You have to figure out how to handle delete record and update.
If records are of the same size then to delete you can just mark it empty and next time reuse it with appropriate updates to index table.
Probably the most efficient way to do this (if you really want to do it) is to call ReadFileScatter() to read the chunks before and after the insertion point, insert the new data in the middle of the FILE_SEGMENT_ELEMENT[3] list, and call WriteFileGather(). Yes, this involves moving bytes on disk. But you leave the hard parts to the OS.

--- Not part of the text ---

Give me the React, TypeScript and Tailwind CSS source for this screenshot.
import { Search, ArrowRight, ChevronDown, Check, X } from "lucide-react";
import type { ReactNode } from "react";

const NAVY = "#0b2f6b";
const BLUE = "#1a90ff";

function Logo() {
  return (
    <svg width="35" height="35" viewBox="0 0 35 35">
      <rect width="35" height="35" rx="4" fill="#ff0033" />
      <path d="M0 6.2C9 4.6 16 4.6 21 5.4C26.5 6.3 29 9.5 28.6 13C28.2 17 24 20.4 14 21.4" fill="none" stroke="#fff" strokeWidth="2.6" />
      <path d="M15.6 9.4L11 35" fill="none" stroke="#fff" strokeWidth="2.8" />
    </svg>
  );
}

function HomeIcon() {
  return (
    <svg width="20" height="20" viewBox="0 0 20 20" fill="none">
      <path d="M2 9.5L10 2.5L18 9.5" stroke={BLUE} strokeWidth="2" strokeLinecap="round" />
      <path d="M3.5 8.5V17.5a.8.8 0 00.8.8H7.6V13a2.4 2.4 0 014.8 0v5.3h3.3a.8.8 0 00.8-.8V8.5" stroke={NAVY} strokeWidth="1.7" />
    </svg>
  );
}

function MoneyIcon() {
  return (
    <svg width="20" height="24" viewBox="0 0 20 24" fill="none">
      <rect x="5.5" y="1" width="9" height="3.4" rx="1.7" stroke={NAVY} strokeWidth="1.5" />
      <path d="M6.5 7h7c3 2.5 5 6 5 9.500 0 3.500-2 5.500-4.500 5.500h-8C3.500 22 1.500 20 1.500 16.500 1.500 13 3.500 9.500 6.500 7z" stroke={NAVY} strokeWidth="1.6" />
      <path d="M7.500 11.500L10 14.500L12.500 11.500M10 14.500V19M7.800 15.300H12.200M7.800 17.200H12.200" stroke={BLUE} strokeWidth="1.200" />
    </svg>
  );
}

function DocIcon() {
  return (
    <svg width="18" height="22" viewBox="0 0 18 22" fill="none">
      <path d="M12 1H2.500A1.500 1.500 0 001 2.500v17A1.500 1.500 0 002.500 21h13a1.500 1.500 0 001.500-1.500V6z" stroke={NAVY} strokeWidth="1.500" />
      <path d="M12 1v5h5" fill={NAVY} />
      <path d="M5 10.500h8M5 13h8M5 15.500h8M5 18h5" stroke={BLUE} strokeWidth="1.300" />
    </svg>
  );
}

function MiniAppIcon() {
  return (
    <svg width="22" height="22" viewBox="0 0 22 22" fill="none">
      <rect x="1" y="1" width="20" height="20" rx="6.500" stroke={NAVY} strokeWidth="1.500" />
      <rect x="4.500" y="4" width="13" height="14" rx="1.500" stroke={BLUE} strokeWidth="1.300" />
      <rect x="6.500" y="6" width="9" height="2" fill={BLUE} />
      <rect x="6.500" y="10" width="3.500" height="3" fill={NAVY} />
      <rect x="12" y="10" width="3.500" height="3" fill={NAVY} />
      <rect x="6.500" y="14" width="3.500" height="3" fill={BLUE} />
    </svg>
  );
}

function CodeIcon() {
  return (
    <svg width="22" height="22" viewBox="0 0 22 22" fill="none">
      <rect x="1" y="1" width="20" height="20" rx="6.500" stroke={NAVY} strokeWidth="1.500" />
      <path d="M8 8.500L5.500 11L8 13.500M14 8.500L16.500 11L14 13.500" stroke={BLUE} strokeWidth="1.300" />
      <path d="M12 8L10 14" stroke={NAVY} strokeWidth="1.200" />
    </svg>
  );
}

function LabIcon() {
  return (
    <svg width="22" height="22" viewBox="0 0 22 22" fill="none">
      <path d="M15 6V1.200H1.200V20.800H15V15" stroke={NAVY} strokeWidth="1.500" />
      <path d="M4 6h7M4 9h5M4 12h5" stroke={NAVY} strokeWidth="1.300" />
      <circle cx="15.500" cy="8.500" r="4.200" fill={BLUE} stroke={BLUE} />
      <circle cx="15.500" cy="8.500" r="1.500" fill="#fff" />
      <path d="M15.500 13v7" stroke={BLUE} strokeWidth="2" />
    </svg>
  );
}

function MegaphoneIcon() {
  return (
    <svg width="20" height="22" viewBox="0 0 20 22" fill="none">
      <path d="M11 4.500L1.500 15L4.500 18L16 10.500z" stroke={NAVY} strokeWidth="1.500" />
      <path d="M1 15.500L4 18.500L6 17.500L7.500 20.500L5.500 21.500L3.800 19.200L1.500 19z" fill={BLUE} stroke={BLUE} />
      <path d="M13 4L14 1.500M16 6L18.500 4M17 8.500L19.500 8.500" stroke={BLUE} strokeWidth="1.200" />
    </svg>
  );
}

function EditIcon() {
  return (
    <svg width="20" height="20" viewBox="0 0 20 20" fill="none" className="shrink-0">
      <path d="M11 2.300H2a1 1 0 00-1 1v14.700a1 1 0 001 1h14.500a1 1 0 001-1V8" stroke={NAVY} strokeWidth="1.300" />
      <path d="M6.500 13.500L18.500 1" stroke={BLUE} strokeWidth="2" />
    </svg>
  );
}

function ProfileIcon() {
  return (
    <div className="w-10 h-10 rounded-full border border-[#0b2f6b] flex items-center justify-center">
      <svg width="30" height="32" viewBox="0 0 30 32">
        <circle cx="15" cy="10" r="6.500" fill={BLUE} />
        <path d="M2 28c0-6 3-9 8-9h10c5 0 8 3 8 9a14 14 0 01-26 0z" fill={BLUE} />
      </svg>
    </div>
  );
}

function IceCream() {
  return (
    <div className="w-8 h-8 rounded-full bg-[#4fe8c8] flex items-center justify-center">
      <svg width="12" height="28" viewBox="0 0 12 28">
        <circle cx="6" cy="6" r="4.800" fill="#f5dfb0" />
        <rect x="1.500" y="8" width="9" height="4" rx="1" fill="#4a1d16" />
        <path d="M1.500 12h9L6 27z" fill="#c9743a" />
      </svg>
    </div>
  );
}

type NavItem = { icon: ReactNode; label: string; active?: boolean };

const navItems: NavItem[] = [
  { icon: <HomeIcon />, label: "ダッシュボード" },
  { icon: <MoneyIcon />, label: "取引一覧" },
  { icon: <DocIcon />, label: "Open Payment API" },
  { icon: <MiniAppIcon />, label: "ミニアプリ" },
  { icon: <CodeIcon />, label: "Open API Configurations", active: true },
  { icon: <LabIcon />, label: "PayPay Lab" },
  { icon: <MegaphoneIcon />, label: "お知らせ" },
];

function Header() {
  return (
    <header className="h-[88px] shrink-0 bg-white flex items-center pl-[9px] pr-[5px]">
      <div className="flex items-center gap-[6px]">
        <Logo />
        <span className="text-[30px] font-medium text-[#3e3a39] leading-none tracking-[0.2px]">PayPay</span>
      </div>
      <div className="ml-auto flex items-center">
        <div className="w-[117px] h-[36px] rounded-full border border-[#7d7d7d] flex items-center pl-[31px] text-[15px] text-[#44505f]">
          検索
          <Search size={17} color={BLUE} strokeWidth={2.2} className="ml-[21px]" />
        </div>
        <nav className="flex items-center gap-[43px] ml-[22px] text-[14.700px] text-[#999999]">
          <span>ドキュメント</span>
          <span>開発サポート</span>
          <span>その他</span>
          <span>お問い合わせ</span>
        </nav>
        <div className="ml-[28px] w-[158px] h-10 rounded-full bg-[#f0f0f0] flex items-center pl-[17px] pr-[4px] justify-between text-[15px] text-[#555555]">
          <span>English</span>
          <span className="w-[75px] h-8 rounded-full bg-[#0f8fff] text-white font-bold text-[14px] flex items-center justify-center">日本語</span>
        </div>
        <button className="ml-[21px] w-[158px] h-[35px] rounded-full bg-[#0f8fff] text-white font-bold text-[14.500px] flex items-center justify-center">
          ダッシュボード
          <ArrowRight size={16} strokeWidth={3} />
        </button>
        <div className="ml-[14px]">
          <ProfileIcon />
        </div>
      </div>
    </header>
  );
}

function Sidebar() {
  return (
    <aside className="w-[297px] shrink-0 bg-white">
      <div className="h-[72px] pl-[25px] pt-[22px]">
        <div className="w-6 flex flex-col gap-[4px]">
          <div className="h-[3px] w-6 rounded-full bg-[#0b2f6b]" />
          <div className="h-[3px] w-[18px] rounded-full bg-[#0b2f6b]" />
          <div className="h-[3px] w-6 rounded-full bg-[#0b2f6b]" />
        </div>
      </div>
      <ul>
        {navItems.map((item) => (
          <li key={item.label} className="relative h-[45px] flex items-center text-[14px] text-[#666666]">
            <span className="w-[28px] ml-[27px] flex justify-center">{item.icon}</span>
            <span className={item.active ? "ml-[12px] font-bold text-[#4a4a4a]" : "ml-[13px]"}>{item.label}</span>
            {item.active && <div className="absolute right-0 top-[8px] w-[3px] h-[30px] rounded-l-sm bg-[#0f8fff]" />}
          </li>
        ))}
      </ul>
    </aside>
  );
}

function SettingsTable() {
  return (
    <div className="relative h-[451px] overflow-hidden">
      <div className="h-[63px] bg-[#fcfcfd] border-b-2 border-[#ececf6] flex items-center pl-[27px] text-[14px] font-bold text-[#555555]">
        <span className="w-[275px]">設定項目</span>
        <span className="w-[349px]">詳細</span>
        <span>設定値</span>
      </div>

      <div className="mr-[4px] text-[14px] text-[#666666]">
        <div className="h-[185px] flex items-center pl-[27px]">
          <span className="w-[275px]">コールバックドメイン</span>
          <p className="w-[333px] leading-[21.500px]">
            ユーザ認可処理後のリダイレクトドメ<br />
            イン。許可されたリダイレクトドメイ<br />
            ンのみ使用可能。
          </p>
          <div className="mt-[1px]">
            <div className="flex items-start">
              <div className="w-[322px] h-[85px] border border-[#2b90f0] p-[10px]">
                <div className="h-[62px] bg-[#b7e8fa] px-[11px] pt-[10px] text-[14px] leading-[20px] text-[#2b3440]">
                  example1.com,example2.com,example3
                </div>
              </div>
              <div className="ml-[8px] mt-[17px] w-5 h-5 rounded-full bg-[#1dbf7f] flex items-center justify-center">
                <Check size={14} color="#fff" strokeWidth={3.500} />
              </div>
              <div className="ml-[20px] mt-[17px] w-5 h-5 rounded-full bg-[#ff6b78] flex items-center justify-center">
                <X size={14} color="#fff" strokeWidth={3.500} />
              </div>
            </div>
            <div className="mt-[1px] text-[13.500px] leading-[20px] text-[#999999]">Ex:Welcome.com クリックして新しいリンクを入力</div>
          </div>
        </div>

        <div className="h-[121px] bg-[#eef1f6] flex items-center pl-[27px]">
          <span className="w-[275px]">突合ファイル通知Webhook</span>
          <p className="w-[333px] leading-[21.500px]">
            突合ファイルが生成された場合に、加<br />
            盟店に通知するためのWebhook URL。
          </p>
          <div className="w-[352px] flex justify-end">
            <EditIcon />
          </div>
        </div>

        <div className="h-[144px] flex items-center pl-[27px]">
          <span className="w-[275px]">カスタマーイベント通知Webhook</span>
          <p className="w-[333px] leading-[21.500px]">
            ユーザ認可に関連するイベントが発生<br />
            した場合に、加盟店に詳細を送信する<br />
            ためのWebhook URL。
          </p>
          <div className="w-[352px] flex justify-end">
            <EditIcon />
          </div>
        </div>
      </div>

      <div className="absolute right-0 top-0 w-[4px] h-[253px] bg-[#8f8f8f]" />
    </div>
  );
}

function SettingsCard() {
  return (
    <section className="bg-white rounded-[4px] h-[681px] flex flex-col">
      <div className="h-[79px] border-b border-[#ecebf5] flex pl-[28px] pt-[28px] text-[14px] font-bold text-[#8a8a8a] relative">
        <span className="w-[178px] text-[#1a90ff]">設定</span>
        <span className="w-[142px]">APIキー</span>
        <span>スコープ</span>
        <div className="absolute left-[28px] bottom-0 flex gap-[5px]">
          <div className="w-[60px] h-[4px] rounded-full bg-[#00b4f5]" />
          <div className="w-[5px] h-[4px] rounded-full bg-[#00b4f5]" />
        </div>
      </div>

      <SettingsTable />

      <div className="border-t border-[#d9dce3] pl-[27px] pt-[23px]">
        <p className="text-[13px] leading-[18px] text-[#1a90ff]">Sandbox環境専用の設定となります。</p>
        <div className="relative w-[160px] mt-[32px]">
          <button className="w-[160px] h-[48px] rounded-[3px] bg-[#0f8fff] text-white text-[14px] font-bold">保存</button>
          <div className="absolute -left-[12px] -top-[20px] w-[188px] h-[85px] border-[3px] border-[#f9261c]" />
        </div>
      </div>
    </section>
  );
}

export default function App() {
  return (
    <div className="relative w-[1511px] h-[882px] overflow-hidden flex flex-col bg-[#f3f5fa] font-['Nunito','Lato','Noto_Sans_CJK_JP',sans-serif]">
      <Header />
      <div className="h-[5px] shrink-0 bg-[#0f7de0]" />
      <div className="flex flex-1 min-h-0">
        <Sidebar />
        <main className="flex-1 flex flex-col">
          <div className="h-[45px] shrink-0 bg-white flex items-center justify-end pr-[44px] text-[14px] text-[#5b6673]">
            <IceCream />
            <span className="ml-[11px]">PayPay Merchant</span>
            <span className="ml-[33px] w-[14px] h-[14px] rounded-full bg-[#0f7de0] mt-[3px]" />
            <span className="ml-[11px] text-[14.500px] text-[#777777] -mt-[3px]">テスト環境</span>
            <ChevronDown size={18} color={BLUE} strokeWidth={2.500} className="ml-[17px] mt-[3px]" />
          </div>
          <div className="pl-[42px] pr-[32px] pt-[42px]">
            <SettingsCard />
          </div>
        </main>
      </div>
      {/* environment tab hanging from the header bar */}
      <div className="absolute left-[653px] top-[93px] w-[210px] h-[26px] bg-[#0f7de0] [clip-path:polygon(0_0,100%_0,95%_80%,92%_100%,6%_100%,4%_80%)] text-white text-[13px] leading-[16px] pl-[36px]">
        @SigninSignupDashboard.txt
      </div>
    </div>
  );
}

If using .NET 4 try a memory-mapped file if you have an editor-like application - might jsut be the ticket. Something like this (I didn't type it into VS so not sure if I got the syntax right):
MemoryMappedFile bigFile = MemoryMappedFile.CreateFromFile(
new FileStream(#"C:\bigfile.dat", FileMode.Create),
"BigFileMemMapped",
1024 * 1024,
MemoryMappedFileAccess.ReadWrite);
MemoryMappedViewAccessor view = MemoryMapped.CreateViewAccessor();
int offset = 1000000000;
view.Write<ObjectType>(offset, ref MyObject);
I noted both paxdiablo's answer on dealing with other applications, and Matteo Italia's comment on Installable File Systems. That made me realize there's another non-trivial solution.
Using reparse points, you can create a "virtual" file from a base file plus deltas. Any application unaware of this method will see a continuous range of bytes, as the deltas are applied on the fly by a file system filter. For small deltas (total <16 KB), the delta information can be stored in the reparse point itself; larger deltas can be placed in an alternative data stream. Non-trivial of course.
I know that this question is marked "Windows", but I'll still add my $0.05 and say that on Linux it is possible to both insert or remove a lump of data to/from the middle of a file without either leaving a hole or copying the second half forward/backward:
fallocate(fd, FALLOC_FL_COLLAPSE_RANGE, offset, len)
fallocate(fd, FALLOC_FL_INSERT_RANGE, offset, len)
Again, I know that this probably won't help the OP but I personally landed here searching for a Linix-specific answer. (There is no "Windows" word in the question, so web search engine saw no problem with sending me here.